* [Given information]
◆ ◆ ◆

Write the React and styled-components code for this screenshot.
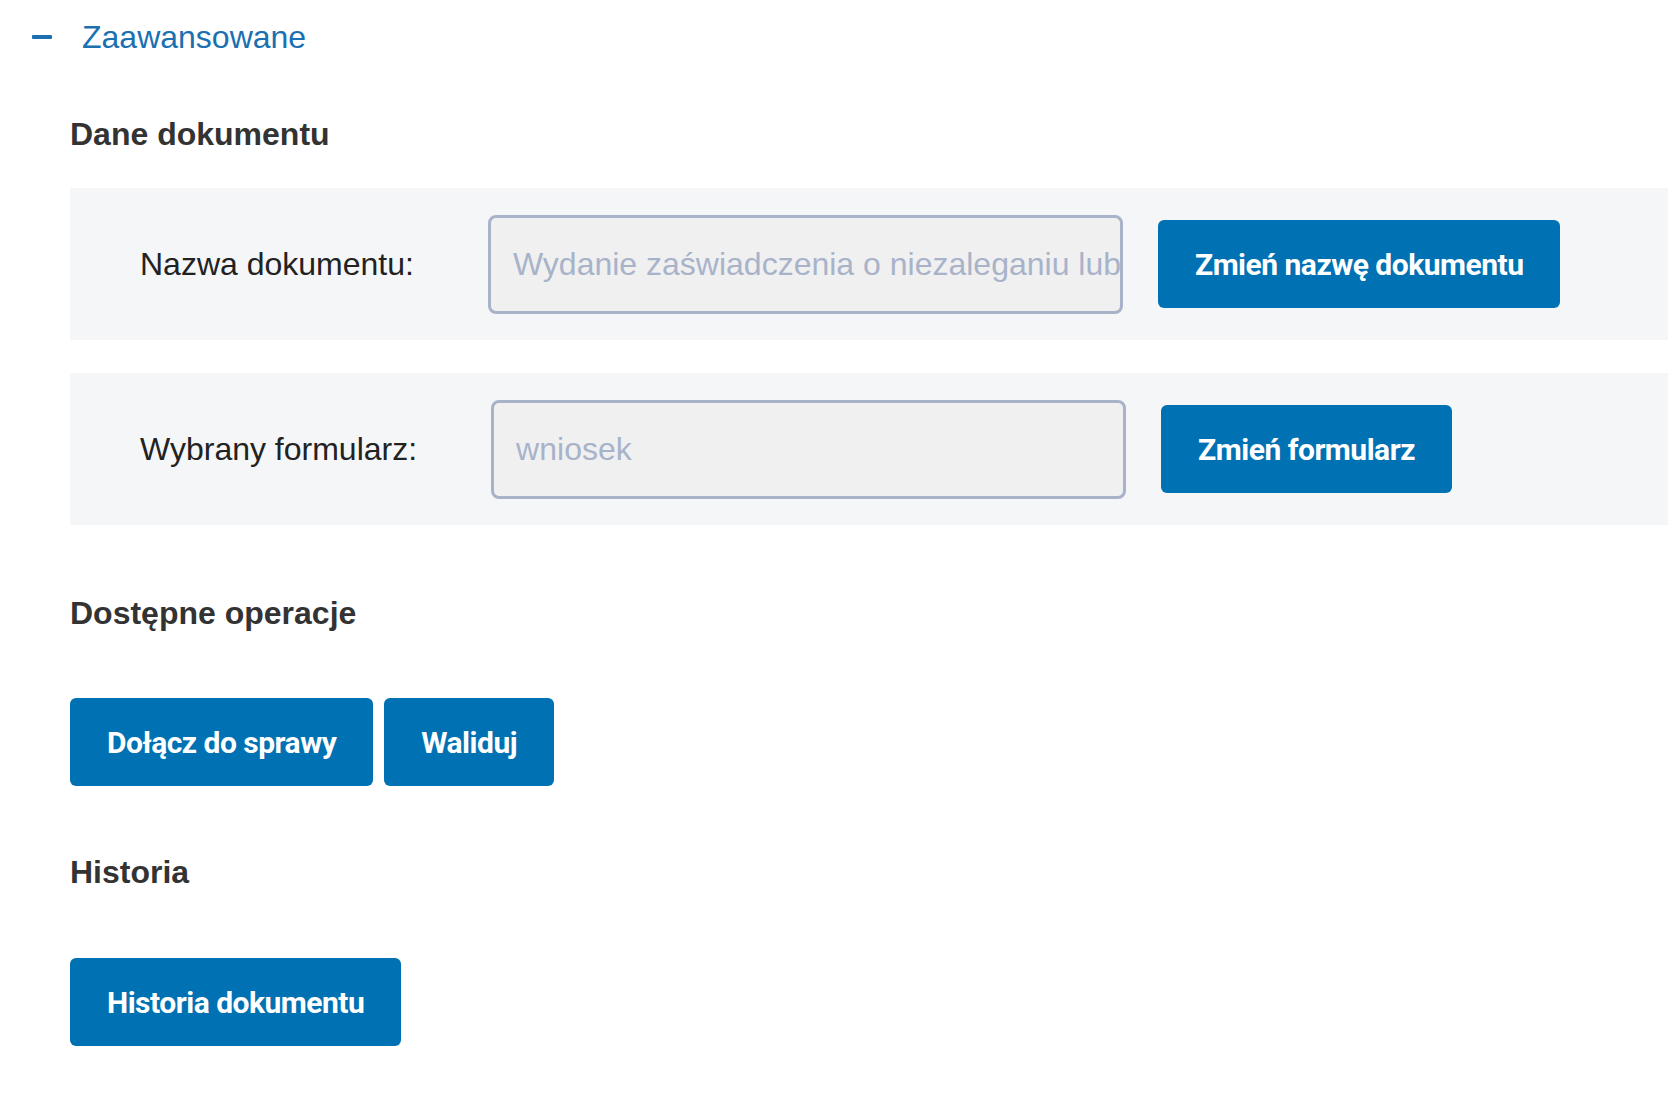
import React from 'react';
import styled, { createGlobalStyle } from 'styled-components';

const GlobalStyle = createGlobalStyle`
  body {
    margin: 0;
    background: #fff;
    font-family: 'Liberation Sans', Arial, sans-serif;
    color: #333;
  }
`;

const Page = styled.div`
  padding: 12px 0 0 0;
`;

const Toggle = styled.div`
  display: flex;
  align-items: center;
  height: 50px;
  padding-left: 32px;
  gap: 30px;
  color: #1a70b1;
  font-size: 32px;
`;

const Minus = styled.span`
  display: block;
  width: 20px;
  height: 4px;
  border-radius: 1px;
  background: #1a70b1;
`;

const Section = styled.section`
  padding-left: 70px;
`;

const Heading = styled.h2`
  margin: 0;
  font-size: 32px;
  font-weight: bold;
  color: #333;
  line-height: 40px;
  padding: ${p => p.pad || '0'};
`;

const FieldRow = styled.div`
  display: flex;
  align-items: center;
  height: 152px;
  background: #f5f6f8;
  padding-left: 70px;
  margin-bottom: ${p => p.mb || '0'};
`;

const Label = styled.label`
  font-size: 32px;
  color: #222;
  margin-right: 74px;
  white-space: nowrap;
`;

const Input = styled.input`
  box-sizing: border-box;
  width: 635px;
  height: 99px;
  border: 3px solid #a8b3ca;
  border-radius: 8px;
  background: #f0f0f0;
  padding: 0 0 0 22px;
  font-family: 'Liberation Sans', Arial, sans-serif;
  font-size: 32px;
  color: #a8b3ca;
  outline: none;
  margin-right: 35px;
`;

const Button = styled.button`
  box-sizing: border-box;
  height: 88px;
  padding: 0 37px;
  border: none;
  border-radius: 6px;
  background: #0071b3;
  color: #fff;
  font-family: Roboto, 'Liberation Sans', sans-serif;
  font-weight: 700;
  font-size: 30px;
  letter-spacing: -0.5px;
  cursor: pointer;
`;

const ButtonRow = styled.div`
  display: flex;
  gap: 11px;
  padding: ${p => p.pad || '0'};
`;

export default function App() {
  return (
    <Page>
      <GlobalStyle />
      <Toggle>
        <Minus />
        <span>Zaawansowane</span>
      </Toggle>
      <Section>
        <Heading pad="52px 0 34px 0">Dane dokumentu</Heading>
        <FieldRow mb="33px">
          <Label>Nazwa dokumentu:</Label>
          <Input
            readOnly
            value="Wydanie zaświadczenia o niezaleganiu lub zaleganiu w podatkach"
          />
          <Button>Zmień nazwę dokumentu</Button>
        </FieldRow>
        <FieldRow>
          <Label>Wybrany formularz:</Label>
          <Input readOnly value="wniosek" />
          <Button>Zmień formularz</Button>
        </FieldRow>
        <Heading pad="68px 0 0 0">Dostępne operacje</Heading>
        <ButtonRow pad="65px 0 0 0">
          <Button>Dołącz do sprawy</Button>
          <Button>Waliduj</Button>
        </ButtonRow>
        <Heading pad="66px 0 0 0">Historia</Heading>
        <ButtonRow pad="66px 0 0 0">
          <Button>Historia dokumentu</Button>
        </ButtonRow>
      </Section>
    </Page>
  );
}
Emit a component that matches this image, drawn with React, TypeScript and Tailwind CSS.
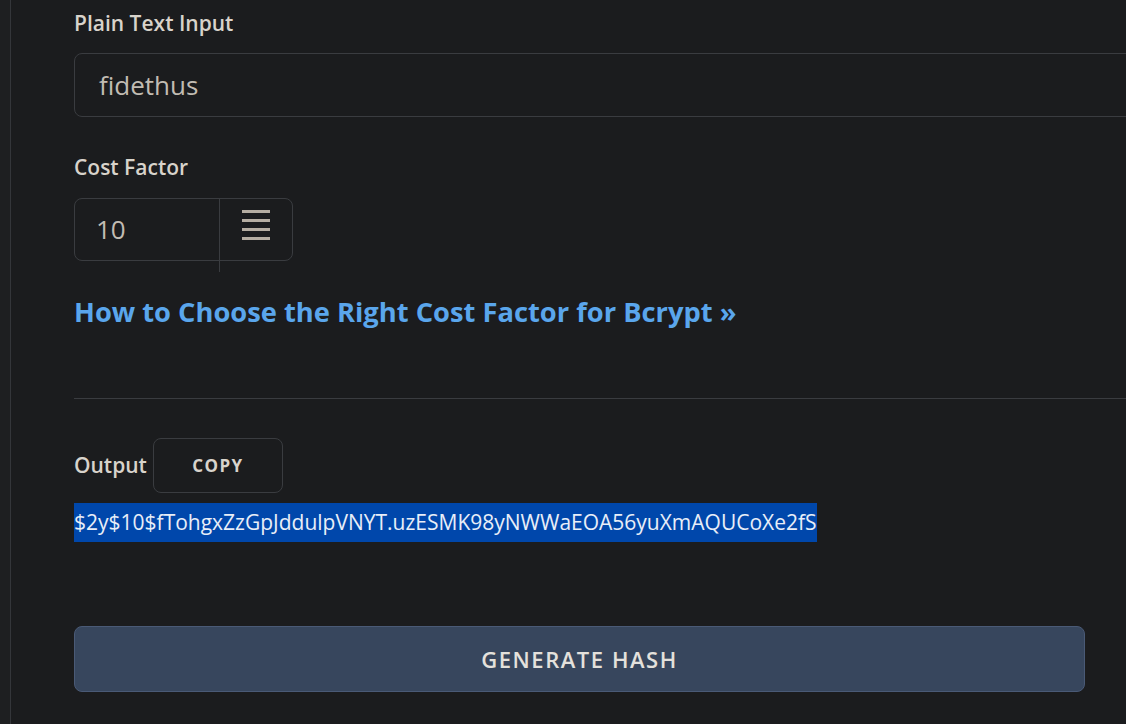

◆ ◆ ◆

* [What the task requires] Without including any pictures, output all the entries above exactly.

* [The response]
Write the React and styled-components code for this screenshot.
import React from 'react';
import styled, { createGlobalStyle } from 'styled-components';

const GlobalStyle = createGlobalStyle`
  body {
    margin: 0;
    background: #fff;
    font-family: 'Liberation Sans', Arial, sans-serif;
    color: #333;
  }
`;

const Page = styled.div`
  padding: 12px 0 0 0;
`;

const Toggle = styled.div`
  display: flex;
  align-items: center;
  height: 50px;
  padding-left: 32px;
  gap: 30px;
  color: #1a70b1;
  font-size: 32px;
`;

const Minus = styled.span`
  display: block;
  width: 20px;
  height: 4px;
  border-radius: 1px;
  background: #1a70b1;
`;

const Section = styled.section`
  padding-left: 70px;
`;

const Heading = styled.h2`
  margin: 0;
  font-size: 32px;
  font-weight: bold;
  color: #333;
  line-height: 40px;
  padding: ${p => p.pad || '0'};
`;

const FieldRow = styled.div`
  display: flex;
  align-items: center;
  height: 152px;
  background: #f5f6f8;
  padding-left: 70px;
  margin-bottom: ${p => p.mb || '0'};
`;

const Label = styled.label`
  font-size: 32px;
  color: #222;
  margin-right: 74px;
  white-space: nowrap;
`;

const Input = styled.input`
  box-sizing: border-box;
  width: 635px;
  height: 99px;
  border: 3px solid #a8b3ca;
  border-radius: 8px;
  background: #f0f0f0;
  padding: 0 0 0 22px;
  font-family: 'Liberation Sans', Arial, sans-serif;
  font-size: 32px;
  color: #a8b3ca;
  outline: none;
  margin-right: 35px;
`;

const Button = styled.button`
  box-sizing: border-box;
  height: 88px;
  padding: 0 37px;
  border: none;
  border-radius: 6px;
  background: #0071b3;
  color: #fff;
  font-family: Roboto, 'Liberation Sans', sans-serif;
  font-weight: 700;
  font-size: 30px;
  letter-spacing: -0.5px;
  cursor: pointer;
`;

const ButtonRow = styled.div`
  display: flex;
  gap: 11px;
  padding: ${p => p.pad || '0'};
`;

export default function App() {
  return (
    <Page>
      <GlobalStyle />
      <Toggle>
        <Minus />
        <span>Zaawansowane</span>
      </Toggle>
      <Section>
        <Heading pad="52px 0 34px 0">Dane dokumentu</Heading>
        <FieldRow mb="33px">
          <Label>Nazwa dokumentu:</Label>
          <Input
            readOnly
            value="Wydanie zaświadczenia o niezaleganiu lub zaleganiu w podatkach"
          />
          <Button>Zmień nazwę dokumentu</Button>
        </FieldRow>
        <FieldRow>
          <Label>Wybrany formularz:</Label>
          <Input readOnly value="wniosek" />
          <Button>Zmień formularz</Button>
        </FieldRow>
        <Heading pad="68px 0 0 0">Dostępne operacje</Heading>
        <ButtonRow pad="65px 0 0 0">
          <Button>Dołącz do sprawy</Button>
          <Button>Waliduj</Button>
        </ButtonRow>
        <Heading pad="66px 0 0 0">Historia</Heading>
        <ButtonRow pad="66px 0 0 0">
          <Button>Historia dokumentu</Button>
        </ButtonRow>
      </Section>
    </Page>
  );
}
Emit a component that matches this image, drawn with React, TypeScript and Tailwind CSS.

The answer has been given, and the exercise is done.